I have to confess to a serious diagram bias. I am very visual and whenever I open a requirements document, a project charter or a solution blueprint, I flip through and search for visuals first. If I don’t find any diagrams or models, and faced with reading through dozen of pages of text and bullet points, I would feel prejudiced before I even start.
Why prejudiced? Here’s is what I think – feel free to disagree. If someone went to all the trouble of writing so much text about a business problem, a new desired solution or to capture analysis of an existing problem, and could not come up with a single diagram to illustrate their analysis, I can’t help but doubt the quality of their analysis.
When faced with a lot of information, how do you make sense of it? How do you structure it and check whether what you’ve captured presents a complete picture? What is a complete picture, anyway? A simple diagram with a few boxes and arrows can do wonders in helping map out the future state and find gaps in the analysis.
And once the requirements are analyzed and captured, how do you validate the results of your analysis with the stakeholders?
I’ve attended quite a few requirements walkthroughs where a business analyst took an approach of reading requirement statements one by one to a group of people. And if a project manager made a comment about the pace and “getting through the whole document”, then the analyst would just try to read faster.
I don’t know about you, but it just does not work for me. I don’t need anyone to read to me. My comprehension is so much better when I read by myself.
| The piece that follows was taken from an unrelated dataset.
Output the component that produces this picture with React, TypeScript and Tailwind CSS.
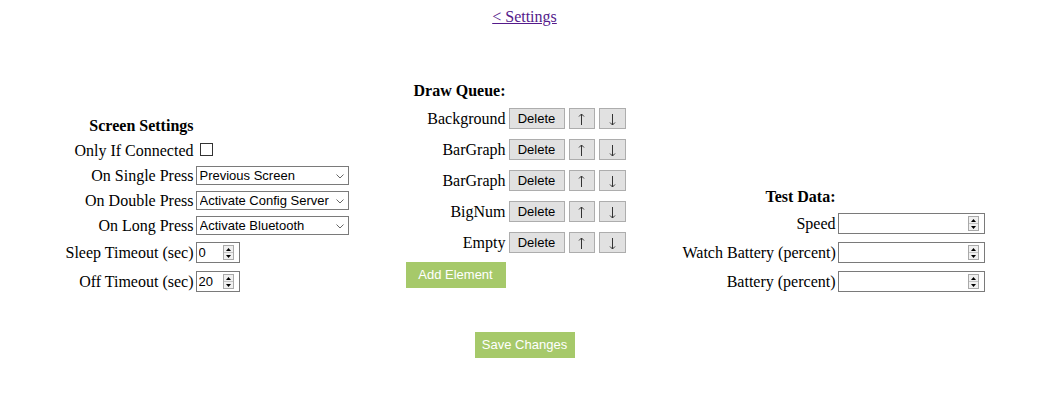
// Settings page - screen settings, draw queue and test data, laid out like the old table form
import { useState } from 'react';

const serif = "font-['Liberation_Serif','Times_New_Roman',serif]";
const sans = "font-['Liberation_Sans',Arial,sans-serif]";

function Spinner() {
  return (
    <div className="mr-[5px] flex h-[15px] w-[11px] shrink-0 flex-col border border-[#a9a9a9] bg-[#f0f0f0]">
      <div className="flex flex-1 items-center justify-center border-b border-[#c4c4c4]">
        <svg width="5" height="3" viewBox="0 0 5 3"><path d="M2.5 0L5 3H0z" fill="#000" /></svg>
      </div>
      <div className="flex flex-1 items-center justify-center">
        <svg width="5" height="3" viewBox="0 0 5 3"><path d="M0 0h5L2.5 3z" fill="#000" /></svg>
      </div>
    </div>
  );
}

function NumberBox({ value, width }: { value: string; width: string }) {
  return (
    <div className={`flex h-[21px] items-center border border-[#7a7a7a] bg-white ${width}`}>
      <input
        defaultValue={value}
        className={`${sans} min-w-0 flex-1 bg-transparent pl-[2px] text-[13px] text-black outline-none`}
      />
      <Spinner />
    </div>
  );
}

function SelectBox({ options, value }: { options: string[]; value: string }) {
  return (
    <div className="relative flex h-[19px] w-[153px] items-center">
      <select
        defaultValue={value}
        className={`${sans} block h-[19px] w-full appearance-none border border-[#7a7a7a] bg-white py-0 pl-[3px] text-[13px] leading-[15px] text-black outline-none`}
      >
        {options.map((o) => (
          <option key={o}>{o}</option>
        ))}
      </select>
      <svg
        className="pointer-events-none absolute right-[5px] top-[8px]"
        width="8"
        height="5"
        viewBox="0 0 8 5"
      >
        <path d="M0.5 0.5L4 4L7.5 0.5" fill="none" stroke="#666" strokeWidth="1" />
      </svg>
    </div>
  );
}

const actions = ['Previous Screen', 'Next Screen', 'Activate Config Server', 'Activate Bluetooth', 'Nothing'];

function GrayButton({ children, width }: { children: React.ReactNode; width: string }) {
  return (
    <button
      className={`${sans} flex h-[21px] items-center justify-center border border-[#adadad] bg-[#e1e1e1] text-[13px] text-black ${width}`}
    >
      {children}
    </button>
  );
}

function Arrow({ down = false }: { down?: boolean }) {
  return (
    <svg width="7" height="12" viewBox="0 0 7 12" className={down ? 'mt-[3px] rotate-180' : 'mt-[1px]'}>
      <path d="M3.5 1V12M1 3.5L3.5 1L6 3.5" fill="none" stroke="#333" strokeWidth="1" />
    </svg>
  );
}

export default function App() {
  const [connected, setConnected] = useState(false);
  const queue = ['Background', 'BarGraph', 'BarGraph', 'BigNum', 'Empty'];

  const leftRows: { label: string; control: React.ReactNode; h: string }[] = [
    {
      label: 'Only If Connected',
      h: 'h-[25px]',
      control: (
        <button
          onClick={() => setConnected(!connected)}
          className="ml-[4px] mb-[2px] flex h-[13px] w-[13px] items-center justify-center border border-[#333] bg-white"
        >
          {connected && <span className="text-[10px] leading-none">✓</span>}
        </button>
      ),
    },
    { label: 'On Single Press', h: 'h-[25px]', control: <SelectBox options={actions} value="Previous Screen" /> },
    { label: 'On Double Press', h: 'h-[25px]', control: <SelectBox options={actions} value="Activate Config Server" /> },
    { label: 'On Long Press', h: 'h-[25px]', control: <SelectBox options={actions} value="Activate Bluetooth" /> },
    { label: 'Sleep Timeout (sec)', h: 'h-[29px]', control: <NumberBox value="0" width="w-[44px]" /> },
    { label: 'Off Timeout (sec)', h: 'h-[29px]', control: <NumberBox value="20" width="w-[44px]" /> },
  ];

  const testRows = ['Speed', 'Watch Battery (percent)', 'Battery (percent)'];

  return (
    <div className={`${serif} min-h-[420px] w-full bg-white text-[16px] text-black`}>
      {/* back link */}
      <div className="pl-[12px] pt-[8px] text-center leading-[18px]">
        <a href="#" className="text-[#551a8b] underline">
          &lt; Settings
        </a>
      </div>

      {/* three panels */}
      <div className="mx-auto mt-[52px] flex w-fit items-end gap-[57px] pl-[5px]">
        {/* Screen settings */}
        <div className="flex flex-col">
          <div className="flex h-[25px] items-center">
            <div className="w-[136px] text-right font-bold">Screen Settings</div>
          </div>
          {leftRows.map((r) => (
            <div key={r.label} className={`flex items-center gap-[2px] ${r.h}`}>
              <div className="w-[136px] whitespace-nowrap text-right">{r.label}</div>
              {r.control}
            </div>
          ))}
        </div>

        {/* Draw queue */}
        <div className="flex flex-col">
          <div className="flex h-[25px] items-center">
            <div className="w-[100px] whitespace-nowrap text-right font-bold">Draw Queue:</div>
          </div>
          {queue.map((q, i) => (
            <div key={i} className="flex h-[31px] items-center">
              <div className="w-[100px] text-right">{q}</div>
              <div className="ml-[3px]">
                <GrayButton width="w-[56px]">Delete</GrayButton>
              </div>
              <div className="ml-[4px]">
                <GrayButton width="w-[26px]">
                  <Arrow />
                </GrayButton>
              </div>
              <div className="ml-[4px]">
                <GrayButton width="w-[27px]">
                  <Arrow down />
                </GrayButton>
              </div>
            </div>
          ))}
          <div className="h-[38px] pt-[4px]">
            <button className={`${sans} h-[26px] w-[100px] bg-[#a6c96a] text-[13px] text-white`}>Add Element</button>
          </div>
        </div>

        {/* Test data */}
        <div className="flex flex-col">
          <div className="flex h-[25px] items-center">
            <div className="w-[153px] text-right font-bold">Test Data:</div>
          </div>
          {testRows.map((t) => (
            <div key={t} className="flex h-[29px] items-center gap-[2px]">
              <div className="w-[153px] whitespace-nowrap text-right">{t}</div>
              <NumberBox value="" width="w-[147px]" />
            </div>
          ))}
        </div>
      </div>

      {/* save */}
      <div className="mt-[36px] flex justify-center pl-[12px]">
        <button className={`${sans} h-[26px] w-[100px] bg-[#a6c96a] text-[13px] text-white`}>Save Changes</button>
      </div>
    </div>
  );
}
But my understanding and the speed with which I can catch up with the message increases manifold when I can see a simple model that sets the context me, highlights the main steps in a process or main actors and use cases being discussed.
Sometimes I would ask a question in the middle of a review, and in response the analyst might get up and start drawing a simple diagram on the whiteboard. A couple of boxes, circles, arrows or lines connecting them appear on the whiteboard. Short labels are added, a marker in a different colour adds some context…. And lo and behold, the fog clears, and the picture in front of me starts to makes sense.
After I watch a model appear on the board and thank the presenter for the visual, my next comment usually is:
— This was useful for me, and may be useful to others. Why isn’t it already captured to illustrate the requirements?
If you need to draw a picture to explain your analysis – do you want to draw it again and again when asked the same question again and again? Why not draw it, capture and share going forward? You might be able to reduce the volume of your documentation, save some trees and ink, save valuable time for yourself and your stakeholders, and reach a better understanding of the requirements in the end.
Modeling is not a dark art. Basic models and diagrams are very simple and easy to understand. They allow representing complex structures and relationships in a simplified visual that highlights what is important, and hides unnecessary details.
Diagrams are not the extra work you have to do after you’ve completed analysis. Creating diagrams and models makes your analysis more focused and efficient.
So if you have finished requirements analysis and did not create a single diagram, can you be sure that your analysis is complete?